La Corte di Cassazione – Sezione Lavoro – con ordinanza n. 14393/18, pubblicata il 5 giugno scorso, nell’ambito di un giudizio avente ad oggetto il licenziamento di un lavoratore dipendente, reo di aver presentato una denuncia contro il proprio datore di lavoro, ha ribadito un importante principio di diritto.
Per i giudici della Suprema Corte, “la proposizione, da parte del dipendente, di denuncia penale nei confronti degli amministratori dell’ente pubblico-datore di lavoro per fatti illeciti dei quali sia venuto a conoscenza non costituisce giusta causa o giustificato motivo di licenziamento, ma legittimo esercizio di diritti derivanti dagli articoli 21 e 24 Cost., a meno che non si dia prova della sua precipua volontà di danneggiare il datore di lavoro mediante false accuse, ovvero del superamento della soglia del rispetto della verità oggettiva con colpa grave o dolo, e fatta salva l’ipotesi in cui il dipendente, nel propalare la notizia in ambito lavorativo, abbia arrecato offesa all’onore e alla reputazione del datore di lavoro”.

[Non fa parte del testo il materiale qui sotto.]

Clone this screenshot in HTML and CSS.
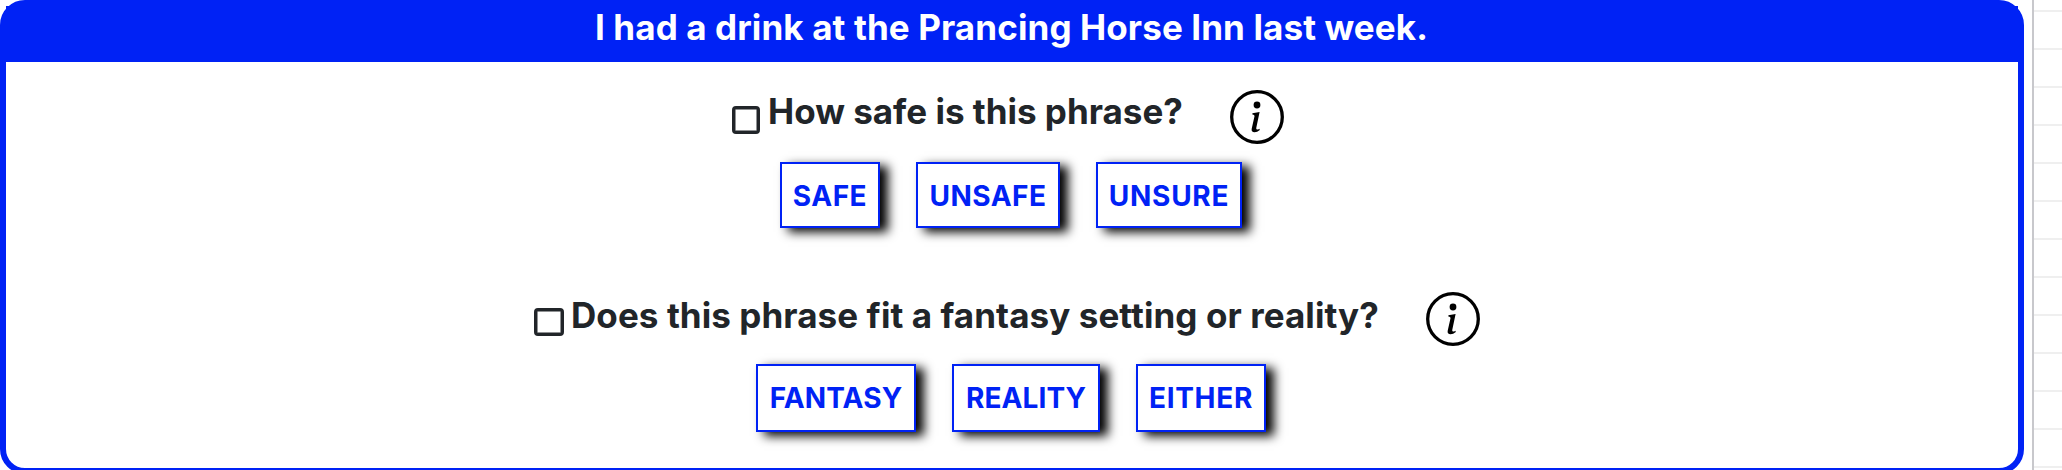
FILE: index.html
```
<!DOCTYPE html>
<html lang="en">
<head>
<meta charset="utf-8">
<title>Phrase rating</title>
<link rel="stylesheet" href="styles.css">
</head>
<body>
<svg class="defs" width="0" height="0">
  <symbol id="info" viewBox="0 0 54 54">
    <circle cx="27" cy="27" r="25.3" fill="none" stroke="#000" stroke-width="3.3"/>
    <circle cx="27" cy="15" r="3.4"/>
    <path d="M22.4 23.2L29.6 22L26.3 37.8Q25.9 39.6 27 39.6Q28.1 39.6 29.4 38.7L29.8 39.9Q27.2 42.2 24.6 42.2Q21 42.2 21.7 38.8L24.5 26.2Q24.8 24.6 22.4 24.4Z"/>
  </symbol>
</svg>
<main class="page">
  <section class="card">
    <h1 class="phrase">I had a drink at the Prancing Horse Inn last week.</h1>
    <div class="question question-safety">
      <span class="box"></span>
      <h2 class="label">How safe is this phrase?</h2>
      <svg class="info"><use href="#info"/></svg>
    </div>
    <div class="answers answers-safety">
      <button class="answer safe">SAFE</button>
      <button class="answer unsafe">UNSAFE</button>
      <button class="answer unsure">UNSURE</button>
    </div>
    <div class="question question-setting">
      <span class="box"></span>
      <h2 class="label">Does this phrase fit a fantasy setting or reality?</h2>
      <svg class="info"><use href="#info"/></svg>
    </div>
    <div class="answers answers-setting">
      <button class="answer fantasy">FANTASY</button>
      <button class="answer reality">REALITY</button>
      <button class="answer either">EITHER</button>
    </div>
  </section>
  <aside class="sheet"></aside>
</main>
</body>
</html>
```
FILE: styles.css
```
* { box-sizing: border-box; }
body { margin: 0; background: #fff; overflow: hidden; font-family: Inter, "Liberation Sans", sans-serif; }
.defs { display: block; }
.page { display: flex; width: 2062px; height: 470px; overflow: hidden; }
.card {
  flex: none;
  width: 2024px;
  height: 474px;
  border: 6px solid #0022f5;
  border-radius: 25px;
}
.phrase {
  margin: 0;
  height: 56px;
  padding-right: 1px;
  background: #0022f5;
  color: #fff;
  font-size: 35px;
  font-weight: 700;
  line-height: 42px;
  letter-spacing: 0.11px;
  text-align: center;
  white-space: nowrap;
}
.question { display: flex; align-items: flex-start; height: 54px; }
.question-safety { margin-top: 28px; padding-left: 726px; }
.question-setting { margin-top: 64px; padding-left: 528px; }
.box {
  flex: none;
  width: 28px;
  height: 28px;
  margin-top: 16px;
  border: 3px solid #212529;
  border-radius: 4px;
  box-shadow: inset 0 0 0 0.5px #212529;
}
.question-setting .box { width: 30px; }
.label {
  flex: none;
  width: 462px;
  margin: 0 0 0 8px;
  color: #212529;
  font-size: 35px;
  font-weight: 700;
  line-height: 42px;
  letter-spacing: 0;
  white-space: nowrap;
}
.question-setting .label { width: 855px; margin-left: 7px; padding-top: 2px; letter-spacing: 0.08px; }
.info { flex: none; width: 54px; height: 54px; }
.answers { display: flex; gap: 36px; margin-top: 18px; }
.answers-safety { padding-left: 774px; }
.answers-setting { padding-left: 750px; }
.answer {
  flex: none;
  height: 66px;
  padding: 1px 0 0;
  border: 2px solid #0022f5;
  background: #fff;
  box-shadow: 8px 4px 10px #000;
  color: #0022f5;
  font: 700 28px/34px Inter, "Liberation Sans", sans-serif;
  text-align: center;
  white-space: nowrap;
}
.answers-setting .answer { height: 68px; padding-top: 0; }
.safe { width: 100px; letter-spacing: 0.5px; }
.unsafe { width: 144px; letter-spacing: 0.45px; }
.unsure { width: 146px; letter-spacing: 0.7px; }
.fantasy { width: 160px; letter-spacing: 0.15px; }
.reality { width: 148px; letter-spacing: 0.1px; }
.either { width: 130px; letter-spacing: 0.7px; }
/* Spreadsheet rows showing beside the card */
.sheet {
  flex: none;
  width: 30px;
  height: 470px;
  margin-left: 8px;
  border-left: 2px solid #c8c8cc;
  background: repeating-linear-gradient(to bottom, #fff 0 10px, #efefef 10px 12px, #fff 12px 38px);
}
```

“Anche la risonanza mediatica della legittima denuncia – precisano i giudici - costituisce un elemento irrilevante ai fini disciplinari e non può essere addebitabile al dipendente, derivante dallo stesso ruolo pubblico degli incolpati, tranne nei casi in cui essa sia provocata artatamente dalla condotta dello stesso denunciante, o quando il contenuto della notizia sia falsato per effetto del suo intervento”.
In conclusione, la Corte ha rigettato il ricorso proposto dal datore di lavoro, con condanna dello stesso alle spese di giudizio.